■ WHAT YOU HAVE TO DO
Copy each line of the records that contains the word "Tailwind".

■ ENTRIES
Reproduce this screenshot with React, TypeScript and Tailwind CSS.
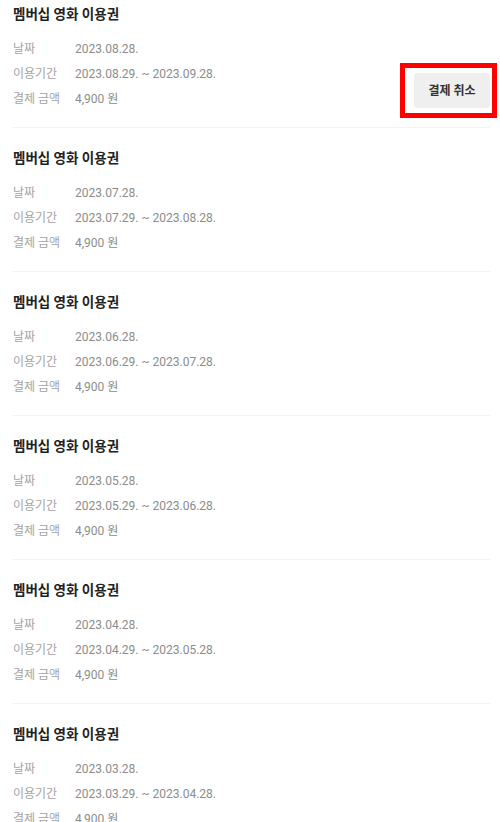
import React from "react";

const items = [
  { date: "2023.08.28.", from: "2023.08.29.", to: "2023.09.28.", cancel: true },
  { date: "2023.07.28.", from: "2023.07.29.", to: "2023.08.28." },
  { date: "2023.06.28.", from: "2023.06.29.", to: "2023.07.28." },
  { date: "2023.05.28.", from: "2023.05.29.", to: "2023.06.28." },
  { date: "2023.04.28.", from: "2023.04.29.", to: "2023.05.28." },
  { date: "2023.03.28.", from: "2023.03.29.", to: "2023.04.28." },
];

function Row({ label, value }: { label: string; value: string }) {
  return (
    <div className="flex h-[25px] items-center">
      <span className="w-[62px] shrink-0 text-[12px] text-[#a3a3a3]">{label}</span>
      <span className="text-[12px] text-[#8c8c8c]">{value}</span>
    </div>
  );
}

export default function App() {
  return (
    <div
      className="h-[822px] w-[500px] overflow-hidden bg-white pl-[13px] pr-[10px]"
      style={{ fontFamily: 'Roboto, "Noto Sans CJK KR", sans-serif' }}
    >
      {items.map((it, i) => (
        <div
          key={i}
          className={
            (i === 0 ? "pt-[3px] " : "pt-[19px] ") +
            "border-b border-[#f2f2f2] pb-[16px]"
          }
        >
          <div className="h-[22px] text-[13.5px] font-bold leading-[22px] text-[#222222]">
            멤버십 영화 이용권
          </div>
          <div className="mt-[11px] flex items-end justify-between">
            <div>
              <Row label="날짜" value={it.date} />
              <Row label="이용기간" value={`${it.from} ~ ${it.to}`} />
              <Row label="결제 금액" value="4,900 원" />
            </div>
            {it.cancel && (
              <div className="relative mb-[3px]">
                <button className="flex h-[35px] w-[76px] items-center justify-center rounded-[3px] bg-[#efefef] text-[12px] font-bold text-[#333333]">
                  결제 취소
                </button>
                <span className="pointer-events-none absolute -bottom-[10px] -left-[14px] -right-[7px] -top-[10px] border-[5px] border-[#ff0000]" />
              </div>
            )}
          </div>
        </div>
      ))}
    </div>
  );
}
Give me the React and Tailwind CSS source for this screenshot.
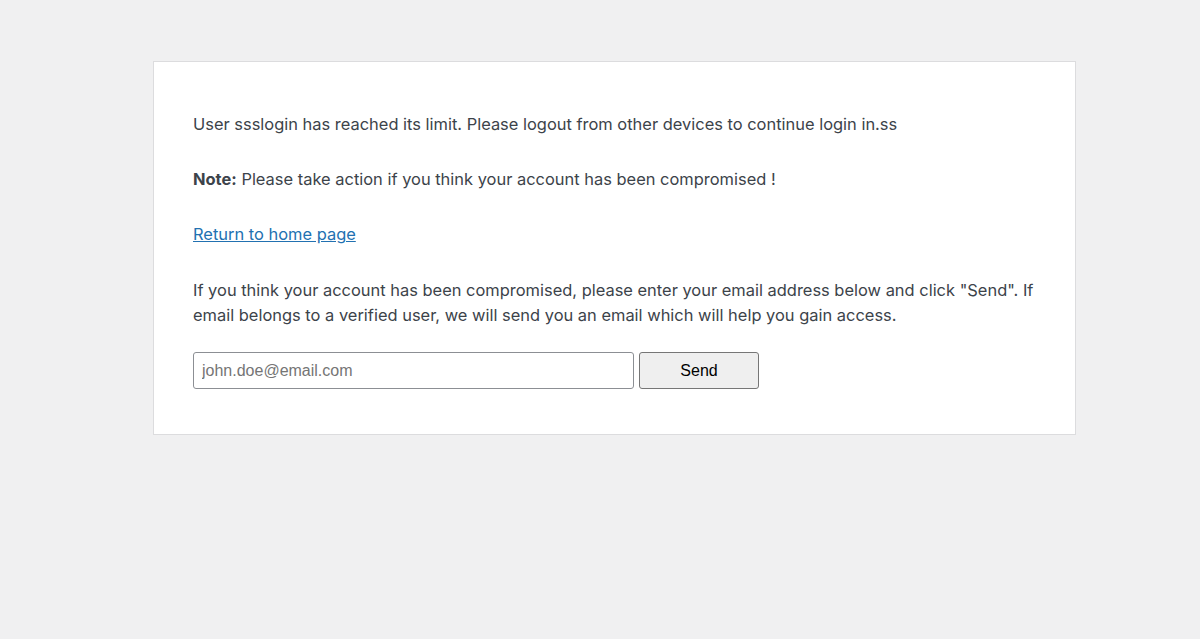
export default function App() {
  return (
    <div className="min-h-[639px] bg-[#f0f0f1] pt-[61px] font-['Inter','Noto_Sans',sans-serif] text-[#3c434a]">
      <div className="ml-[153px] w-[923px] border border-[#dcdcde] bg-white px-[39px] pb-[45px] pt-[50px] text-[16.45px] leading-[25px]">
        <p>
          User ssslogin has reached its limit. Please logout from other devices to continue login in.ss
        </p>
        <p className="mt-[30px]">
          <strong className="font-bold">Note:</strong> Please take action if you think your account has been compromised !
        </p>
        <p className="mt-[30px]">
          <a href="#" className="text-[#2271b1] underline">Return to home page</a>
        </p>
        <p className="mt-[31px]">
          If you think your account has been compromised, please enter your email address below and click "Send". If email belongs to a verified user, we will send you an email which will help you gain access.
        </p>
        <div className="mt-[24px] flex gap-[5px] font-['Liberation_Sans',Arial,sans-serif]">
          <input
            type="text"
            placeholder="john.doe@email.com"
            className="h-[37px] w-[441px] rounded-[3px] border border-[#8c8f94] px-[8px] text-[16px] text-[#2c3338] placeholder:text-[#757575] outline-none"
          />
          <button className="h-[37px] w-[120px] rounded-[3px] border border-[#767676] bg-[#efefef] text-[16px] text-black">
            Send
          </button>
        </div>
      </div>
    </div>
  )
}
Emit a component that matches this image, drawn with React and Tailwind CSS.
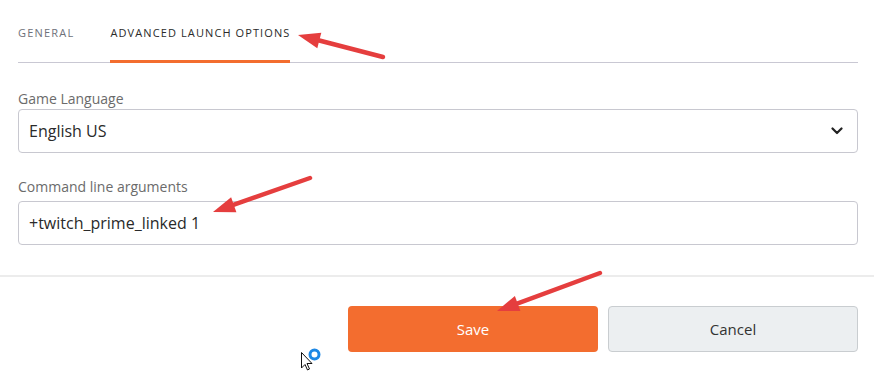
import React from "react";

const RED = "#e53e3e";

// annotation arrow drawn from tail to tip
const Arrow = ({ x1, y1, x2, y2 }) => {
  const dx = x2 - x1;
  const dy = y2 - y1;
  const len = Math.hypot(dx, dy);
  const ux = dx / len;
  const uy = dy / len;
  const head = 22;
  const half = 8;
  const bx = x2 - ux * head;
  const by = y2 - uy * head;
  const nx = -uy;
  const ny = ux;
  const pts = `${x2},${y2} ${bx + nx * half},${by + ny * half} ${bx - nx * half},${by - ny * half}`;
  return (
    <g>
      <line
        x1={x1}
        y1={y1}
        x2={bx + ux * 2}
        y2={by + uy * 2}
        stroke={RED}
        strokeWidth="4.5"
        strokeLinecap="round"
      />
      <polygon points={pts} fill={RED} />
    </g>
  );
};

const App = () => {
  return (
    <div
      className="relative w-[874px] h-[371px] bg-white overflow-hidden"
      style={{ fontFamily: "'Open Sans', 'Noto Sans', sans-serif" }}
    >
      {/* Tabs */}
      <div className="ml-[18px] mr-[16px] flex gap-[36px] border-b border-[#c9c8d3]">
        <div className="pt-[26px] pb-[20px] leading-[14px] text-[11px] font-medium tracking-[0.11em] text-[#6e717a]">
          GENERAL
        </div>
        <div className="-mb-px pt-[26px] pb-[20px] leading-[14px] text-[11px] font-medium tracking-[0.1em] text-[#2b2b2b] border-b-[3px] border-[#f36d2f]">
          ADVANCED LAUNCH OPTIONS
        </div>
      </div>

      {/* Form */}
      <div className="pl-[18px] pr-[16px] pt-[26px]">
        <label className="block text-[14px] leading-[20px] text-[#6b6b6b]">
          Game Language
        </label>
        <div className="flex items-center justify-between h-[44px] rounded-[4px] border border-[#c8c8d0] pl-[10px] pr-[14px]">
          <span className="text-[16px] text-[#2a2a2a]">English US</span>
          <svg width="12" height="8" viewBox="0 0 12 8">
            <path
              d="M1.5 1.5 L6 6 L10.5 1.5"
              fill="none"
              stroke="#222"
              strokeWidth="2.2"
              strokeLinecap="round"
              strokeLinejoin="round"
            />
          </svg>
        </div>

        <label className="block mt-[24px] mb-[4px] text-[14px] leading-[20px] text-[#6b6b6b]">
          Command line arguments
        </label>
        <div className="flex items-center h-[44px] rounded-[4px] border border-[#c8c8d0] pl-[10px]">
          <span className="text-[16px] text-[#2a2a2a]">+twitch_prime_linked 1</span>
        </div>
      </div>

      <div className="mt-[30px] border-t-2 border-[#ececec]" />

      {/* Actions */}
      <div className="flex justify-end gap-[10px] pr-[16px] pt-[29px]">
        <button className="w-[250px] h-[46px] rounded-[4px] bg-[#f36d2f] text-white text-[15px] font-medium">
          Save
        </button>
        <button className="w-[250px] h-[46px] rounded-[4px] bg-[#eceff1] border border-[#c9cdd0] text-[#333] text-[15px]">
          Cancel
        </button>
      </div>

      {/* Annotations */}
      <svg className="absolute inset-0 pointer-events-none" width="874" height="371">
        <Arrow x1={383} y1={57} x2={298} y2={35} />
        <Arrow x1={310} y1={178} x2={213} y2={212} />
        <Arrow x1={600} y1={273} x2={497} y2={311} />
        {/* mouse cursor */}
        <path
          d="M301.5 352.5 L301.5 368 L305 364.5 L307.5 370 L309.5 369 L307 363.5 L312 363.5 Z"
          fill="#fff"
          stroke="#111"
          strokeWidth="1"
          strokeLinejoin="round"
        />
        <circle cx="314.5" cy="354.5" r="4.5" fill="none" stroke="#1e88e5" strokeWidth="3" />
      </svg>
    </div>
  );
};

export default App;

■ FULL OUTPUT
Reproduce this screenshot with React, TypeScript and Tailwind CSS.
Give me the React and Tailwind CSS source for this screenshot.
Emit a component that matches this image, drawn with React and Tailwind CSS.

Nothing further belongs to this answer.